Truth’s Spirit comforts us by speaking Truth Himself into us. Truth’s Spirit comforts us by speaking Hope Himself into us. And the hope is this: that God’s got us. That His Son has trampled down the path that we now get to trod. And we get to tread this path because this is how we follow in the footsteps of Christ; and this is the path we need to walk so that we attain that heavenly joy that our loved ones and forebears are now tasting.

To re-speak this comfort, this Truth, is the Spirit’s role. To help us believe Truth by continually bringing Him to our remembrance: that is also the Spirit’s role.

And our role is both to believe, and then to permit the Spirit to align ourselves with Christ, who is Truth. Not to proclaim ‘my truth,’ but to discard it knowing it’s incomplete, feeble, self-serving. To embrace Truth in place of ‘my truth’: that the Holy Spirit helps and guides us to.

Of course, we can fight back and resist. But the Spirit will continue to return, gently and lovingly, leading us back to Truth.

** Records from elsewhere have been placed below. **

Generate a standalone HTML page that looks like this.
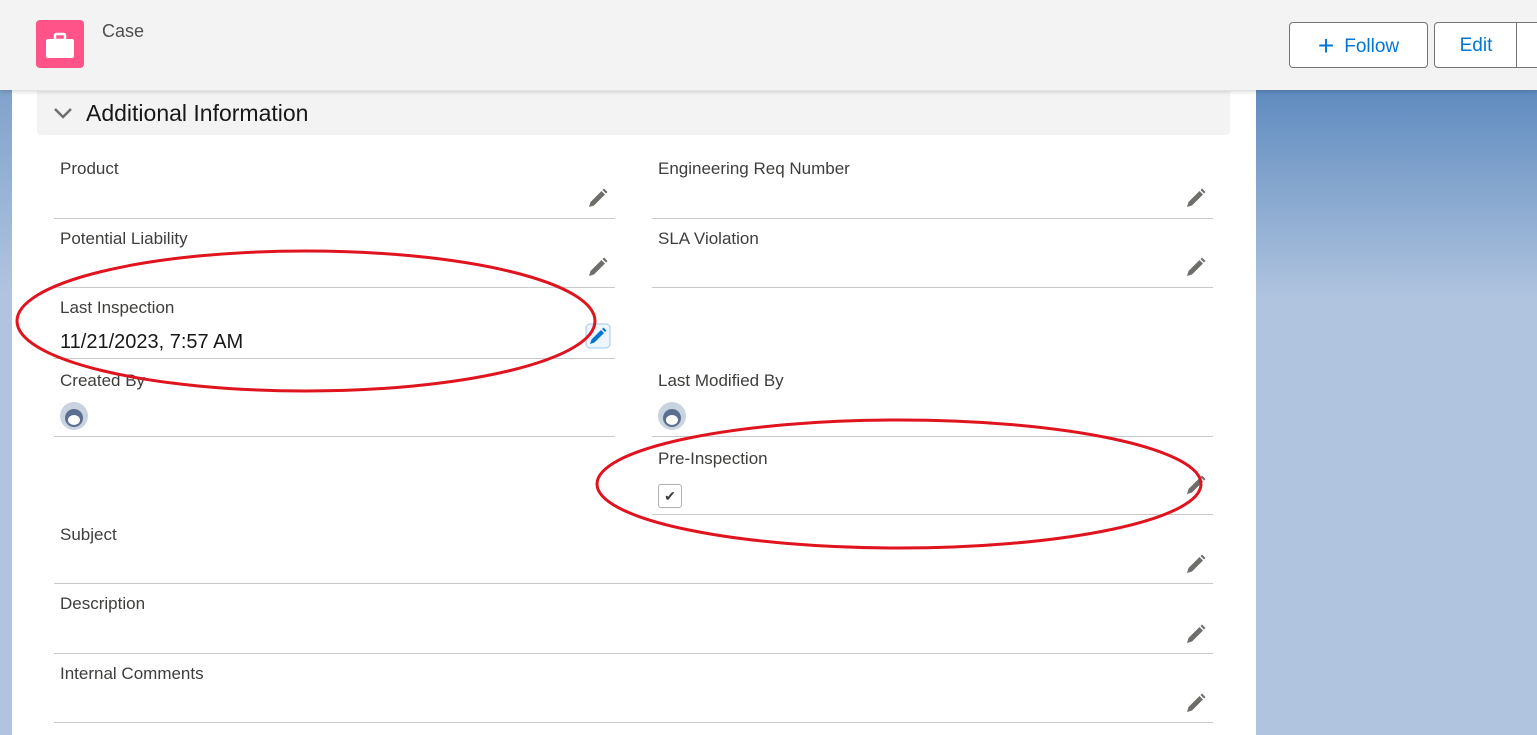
<!DOCTYPE html>
<html><head><style>
*{margin:0;padding:0;box-sizing:border-box}
body{width:1537px;height:735px;overflow:hidden;font-family:"Liberation Sans",sans-serif;background:#b0c4df;position:relative}
.bgl{position:absolute;left:0;top:0;width:12px;height:735px;background:linear-gradient(#6a93c4,#b0c4df 40%)}
.bgr{position:absolute;left:1256px;top:0;width:281px;height:735px;background:linear-gradient(#5f8bbf 90px,#b0c4df 300px)}
.card{position:absolute;left:12px;top:0;width:1244px;height:735px;background:#fff}
.hdr{position:absolute;left:0;top:0;width:1537px;height:90px;background:#f3f3f3;box-shadow:0 2px 4px rgba(0,0,0,.15);z-index:2}
.icon{position:absolute;left:36px;top:20px;width:48px;height:48px;border-radius:4px;background:#ff538a}
.case{position:absolute;left:102px;top:21px;font-size:18px;color:#514f4d}
.btn{position:absolute;top:22px;height:46px;border:1px solid #747474;border-radius:4px;background:#fff;color:#0176d3;font-size:19px;line-height:46px;text-align:center}
.sec{position:absolute;left:37px;top:91px;width:1193px;height:44px;background:#f3f3f3;border-radius:0 0 4px 4px}
.sec span{position:absolute;left:49px;top:9px;font-size:23px;color:#181818}
.f{position:absolute;height:70px;border-bottom:1px solid #c9c9c9}
.f .l{position:absolute;left:6px;top:0;font-size:17px;color:#3e3e3c}
.f .v{position:absolute;left:6px;top:31px;font-size:20px;color:#181818}
.L{left:54px;width:561px}.R{left:652px;width:561px}.W{left:54px;width:1159px}
</style></head><body>
<div class="bgl"></div><div class="bgr"></div>
<div class="card"></div>
<div class="hdr">
<div class="icon"><svg width="48" height="48"><rect x="19" y="14" width="10" height="6" rx="1.5" fill="none" stroke="#fff" stroke-width="2.5"/><rect x="10" y="19" width="28" height="19" rx="2" fill="#fff"/></svg></div>
<div class="case">Case</div>
<div class="btn" style="left:1289px;width:139px"><span style="font-size:28px;vertical-align:-3px;margin-right:10px">+</span>Follow</div>
<div class="btn" style="left:1434px;width:120px;border-radius:4px 0 0 4px"><span style="position:absolute;left:0;width:82px">Edit</span><span style="position:absolute;left:81px;top:0;width:1px;height:44px;background:#747474"></span></div>
</div>
<div class="sec"><svg style="position:absolute;left:16px;top:15px" width="20" height="14"><path d="M2 3l8 8 8-8" fill="none" stroke="#706e6b" stroke-width="2.5"/></svg><span>Additional Information</span></div>

<div class="f L" style="top:149px"><div class="l" style="top:10px">Product</div></div>
<div class="f R" style="top:149px"><div class="l" style="top:10px">Engineering Req Number</div></div>
<div class="f L" style="top:218px"><div class="l" style="top:11px">Potential Liability</div></div>
<div class="f R" style="top:218px"><div class="l" style="top:11px">SLA Violation</div></div>
<div class="f L" style="top:289px"><div class="l" style="top:9px">Last Inspection</div><div class="v" style="top:42px">11/21/2023, 7:57 AM</div></div>
<div class="f L" style="top:367px"><div class="l" style="top:4px">Created By</div></div>
<div class="f R" style="top:367px"><div class="l" style="top:4px">Last Modified By</div></div>
<div class="f R" style="top:445px"><div class="l" style="top:4px">Pre-Inspection</div>
<div style="position:absolute;left:6px;top:39px;width:24px;height:24px;border:1px solid #b0b0b0;border-radius:3px;font-size:14px;text-align:center;line-height:22px;color:#3e3e3c">✔</div></div>
<div class="f W" style="top:514px"><div class="l" style="top:11px">Subject</div></div>
<div class="f W" style="top:584px"><div class="l" style="top:10px">Description</div></div>
<div class="f W" style="top:653px"><div class="l" style="top:11px">Internal Comments</div></div>

<svg style="position:absolute;left:0;top:0" width="1537" height="735">
<defs><path id="pc" d="M0 18l1.5-5 11-11 3.5 3.5-11 11z M13.5 1l1.5-1.5 3.5 3.5-1.5 1.5z" fill="#706e6b"/></defs>
<use href="#pc" x="589" y="189"/><use href="#pc" x="1187" y="189"/>
<use href="#pc" x="589" y="258"/><use href="#pc" x="1187" y="258"/>
<use href="#pc" x="1187" y="476"/><use href="#pc" x="1187" y="555"/>
<use href="#pc" x="1187" y="625"/><use href="#pc" x="1187" y="694"/>
<rect x="586" y="324" width="24" height="24" rx="4" fill="#eef5fd" stroke="#9cc8f0"/>
<path d="M590 344l1.5-4.5 9.5-9.5 3 3-9.5 9.5z M602 329l1.5-1.5 3 3-1.5 1.5z" fill="#0176d3"/>
<g><circle cx="74" cy="416" r="14" fill="#c9d3e0"/><circle cx="74" cy="418" r="9" fill="#5a6f8f"/><ellipse cx="74" cy="420" rx="6" ry="5" fill="#fff"/></g>
<g><circle cx="672" cy="416" r="14" fill="#c9d3e0"/><circle cx="672" cy="418" r="9" fill="#5a6f8f"/><ellipse cx="672" cy="420" rx="6" ry="5" fill="#fff"/></g>
<ellipse cx="306" cy="321" rx="289" ry="70" fill="none" stroke="#e0141e" stroke-width="3"/>
<ellipse cx="899" cy="484" rx="302" ry="64" fill="none" stroke="#e0141e" stroke-width="3"/>
</svg>
</body></html>
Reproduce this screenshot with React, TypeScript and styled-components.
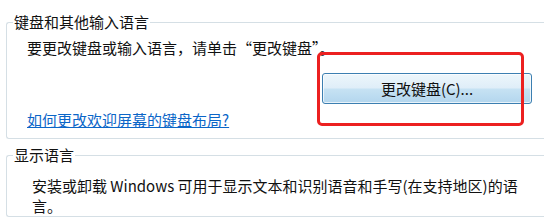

This loving, comforting Spirit—this is the Spirit who comes to us; the Spirit we have received. Having Him, we can support each other in suppressing the urge to strike back, to give into our worst self, and to lash out at those we love.

By our prayers for one another, we can support each other to let Christ live through us. Then will we be enabled and empowered to be good stewards; to minister to each other with kindness and graciousness; and to find the peace that subdues our frustration.

And it works the other way also: the more we help each other pursue compassion and benevolence; the more we use hospitality without griping or blaming; the more we sacrifice the way we think things ought to be—the more we will see Christ and the Truth that He is.

That we might be strengthened and comforted against the spirit of dread, let us hold fast the confession of our hope without wavering; and let us consider one another, and encourage compassion and kindness in ourselves as well as in others; comforting one another with the Spirit of Truth; to whom, with the Father and the Son, belongs all glory, honor and worship, throughout all ages of ages.